How to Add Transmission Fluid: What You Need to Know Before You Start
Transmission fluid is the lifeblood of your gearbox. It lubricates moving parts, helps with heat dissipation, and in automatic transmissions, acts as hydraulic fluid that enables gear changes. Adding transmission fluid sounds straightforward — and often it is — but the process varies more than most people expect based on transmission type, vehicle design, and what the fluid level actually tells you.
Why Transmission Fluid Level Matters
Unlike engine oil, which burns off gradually over time, transmission fluid in a healthy system shouldn't disappear. If your level is low, that's often a sign of a leak somewhere in the system — a pan gasket, a cooler line, or a seal. Topping off without addressing the source is a temporary fix at best.
That said, fluid can also degrade over time without leaking. Old fluid loses its viscosity and additive protection, which is why many manufacturers recommend periodic fluid changes — not just top-offs.
Automatic vs. Manual Transmissions: Different Processes 🔧
Automatic transmissions are the most common today, and they're also the trickier ones to check and fill.
Most older automatic transmissions use a dipstick — similar to the engine oil dipstick but usually located toward the back of the engine bay. To get an accurate reading:
- The engine typically needs to be warmed up and running
- The vehicle should be on a level surface
- You cycle through the gear positions (P, R, N, D) before checking
- The dipstick usually has two marks: one for cold fluid and one for hot
If the level is low, you add fluid through the dipstick tube using a long-neck funnel. You add a little at a time and recheck — it's easy to overfill, and too much fluid can cause foaming and shifting problems just as bad as too little.
Many newer vehicles have eliminated the dipstick entirely. These "sealed" transmissions are designed to go long periods without service, and checking or adding fluid often requires lifting the vehicle and removing a fill plug. Some have overflow-style fill systems where you add fluid until it just starts to drip out — indicating the correct level. These systems are generally not DIY-friendly without a lift, the right tools, and experience.
Manual transmissions typically use a fill plug on the side of the gearbox housing. You remove the plug, check whether fluid is at the level of the hole (or just below), and add fluid using a pump or squeeze bottle if needed. Manual transmissions are often filled with gear oil rather than ATF (automatic transmission fluid), and the weight and specification vary by vehicle.
Choosing the Right Fluid
This is where a lot of well-meaning fluid top-offs go wrong. Using the wrong transmission fluid can cause serious damage. There is no universal transmission fluid.

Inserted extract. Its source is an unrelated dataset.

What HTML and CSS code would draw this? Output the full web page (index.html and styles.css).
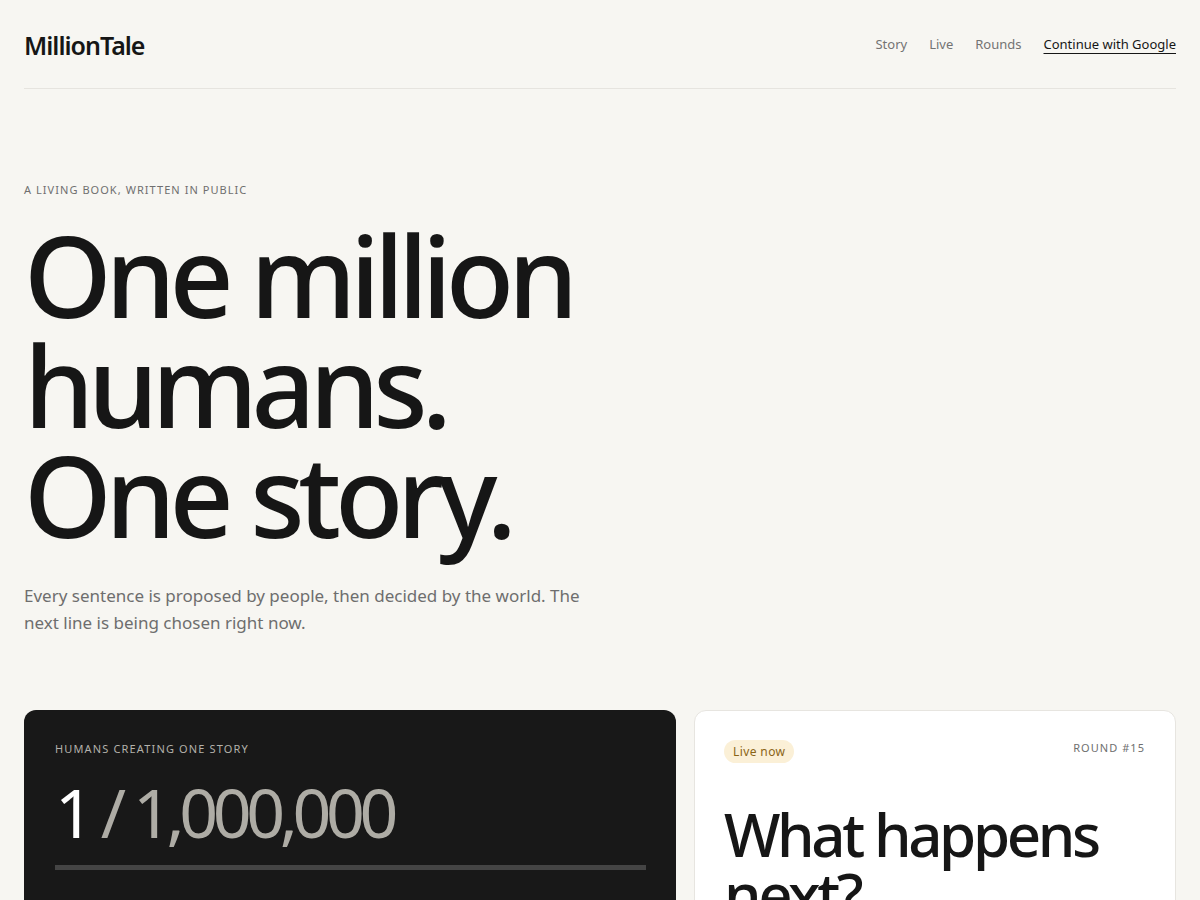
FILE: index.html
```html
<!DOCTYPE html>
<html lang="en">
<head>
<meta charset="utf-8">
<title>MillionTale</title>
<link rel="stylesheet" href="styles.css">
</head>
<body>
<div class="page">
  <header class="header">
    <div class="logo">MillionTale</div>
    <nav class="nav">
      <a class="nav-link" href="#">Story</a>
      <a class="nav-link" href="#">Live</a>
      <a class="nav-link" href="#">Rounds</a>
      <a class="nav-cta" href="#">Continue with Google</a>
    </nav>
  </header>

  <section class="hero">
    <div class="eyebrow">A living book, written in public</div>
    <h1 class="title">One million<br>humans.<br>One story.</h1>
    <p class="lede">Every sentence is proposed by people, then decided by the world. The next line is being chosen right now.</p>
  </section>

  <section class="cards">
    <div class="card card-dark">
      <div class="card-label">Humans creating one story</div>
      <div class="count"><span class="count-now">1</span><span class="count-total"> / 1,000,000</span></div>
      <div class="progress"><div class="progress-fill" style="width:0.0001%"></div></div>
    </div>
    <div class="card card-light">
      <div class="card-top">
        <span class="pill">Live now</span>
        <span class="round">Round #15</span>
      </div>
      <h2 class="question">What happens next?</h2>
    </div>
  </section>
</div>
</body>
</html>
```
FILE: styles.css
```css
* { box-sizing: border-box; }
html, body { margin: 0; padding: 0; }
body {
  background: #f7f6f2;
  color: #161616;
  font-family: "Noto Sans", "Open Sans", sans-serif;
}
.page {
  padding: 0 24px;
}
.header {
  height: 89px;
  display: flex;
  align-items: center;
  justify-content: space-between;
  border-bottom: 1px solid #e6e4df;
}
.logo {
  font-size: 25px;
  font-weight: 600;
  letter-spacing: -1px;
  color: #161616;
  margin-top: 1px;
}
.nav {
  display: flex;
  align-items: center;
  gap: 22px;
  font-size: 13px;
}
.nav-link {
  color: #737373;
  text-decoration: none;
}
.nav-cta {
  color: #161616;
  text-decoration: underline;
  text-underline-offset: 4px;
  text-decoration-thickness: 1px;
}
.hero {
  padding-top: 93px;
}
.eyebrow {
  font-size: 11px;
  letter-spacing: 1.05px;
  text-transform: uppercase;
  color: #6f6f6f;
  line-height: 16px;
}
.title {
  margin: 22px 0 0;
  font-size: 112px;
  font-weight: 500;
  line-height: 110px;
  letter-spacing: -6.3px;
  color: #161616;
}
.lede {
  margin: 32px 0 0;
  max-width: 580px;
  font-size: 17px;
  line-height: 27px;
  color: #6e6e6e;
}
.cards {
  margin-top: 74px;
  display: grid;
  grid-template-columns: 652px 1fr;
  gap: 18px;
}
.card {
  border-radius: 12px;
  padding: 30px;
  height: 260px;
}
.card-dark {
  background: #181818;
  padding: 31px 30px 30px 31px;
}
.card-label {
  font-size: 11px;
  letter-spacing: 1.15px;
  text-transform: uppercase;
  color: #b3b1aa;
  line-height: 16px;
}
.count {
  margin-top: 15px;
  font-size: 68px;
  line-height: 80px;
  letter-spacing: -5.4px;
}
.count-now { color: #ffffff; }
.count-total { color: #aeaca5; }
.progress {
  margin-top: 13px;
  height: 5px;
  background: #444444;
}
.progress-fill {
  height: 100%;
  background: #ffffff;
}
.card-light {
  background: #ffffff;
  border: 1px solid #e7e5e0;
  padding: 29px 30px 30px 29px;
}
.card-top {
  display: flex;
  justify-content: space-between;
  align-items: flex-start;
}
.pill {
  background: #fbf0d7;
  color: #8a6416;
  font-size: 12px;
  letter-spacing: 0.4px;
  padding: 3px 9px;
  border-radius: 999px;
  line-height: 17px;
}
.round {
  font-size: 11px;
  letter-spacing: 1.05px;
  text-transform: uppercase;
  color: #6f6f6f;
  line-height: 16px;
}
.question {
  margin: 41px 0 0;
  font-size: 60px;
  font-weight: 500;
  line-height: 60px;
  letter-spacing: -3.4px;
  color: #161616;
}
```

Automatic transmissions may require:
- Dexron/Mercon variants (common in older domestic vehicles)
- ATF+4 (common in Chrysler/Stellantis products)
- Toyota Type T or equivalent
- CVT fluid (continuously variable transmissions require their own specific fluid)
- DCT fluid (dual-clutch transmissions have their own spec)
Manual transmissions may require:
- Gear oils rated 75W-90, 75W-140, or similar
- Some use MTF (Manual Transmission Fluid) specific to the manufacturer
- A handful of modern manual gearboxes actually use ATF
The correct specification is in your owner's manual under transmission or drivetrain service. It may also be printed on the dipstick itself if your vehicle has one.
What the Variables Look Like in Practice
| Transmission Type | Fluid Check Method | How You Add Fluid | DIY Difficulty |
|---|---|---|---|
| Older automatic (with dipstick) | Running, warmed up, dipstick | Through dipstick tube | Low–moderate |
| Newer sealed automatic | Fill plug under vehicle | Fill plug with pump | Moderate–high |
| CVT | Varies by make/model | Varies; often sealed | Often not DIY |
| Manual | Fill plug on gearbox | Squeeze bottle or pump | Low–moderate |
| DCT (dual-clutch) | Typically sealed | Typically sealed | High |
Common Mistakes That Cause Problems
- Adding fluid while cold in an automatic can give a false low reading — then you overfill once it warms up
- Mixing fluid types or using a generic "universal" fluid not approved for your application
- Ignoring why the fluid was low — a small leak will just drain the new fluid too
- Overfilling — excess fluid can foam under pressure and cause erratic shifting or seal damage
- Using the engine oil dipstick — they often sit close together and look similar 🚗
When the Vehicle or Situation Changes Everything
A sealed transmission on a late-model import, a CVT in a hybrid, a dual-clutch in a performance car — each of these has a different procedure, different fluid, and a different threshold for when "DIY" becomes "shop job." Even among vehicles with dipsticks, the fluid type, capacity, and fill procedure differ.
The fluid level, the color and smell of what's already in there, and the reason it's low in the first place all shape what the right next step actually is. That's information that lives in your owner's manual, your transmission pan, and — when there's doubt — under the eyes of someone who can put the vehicle on a lift.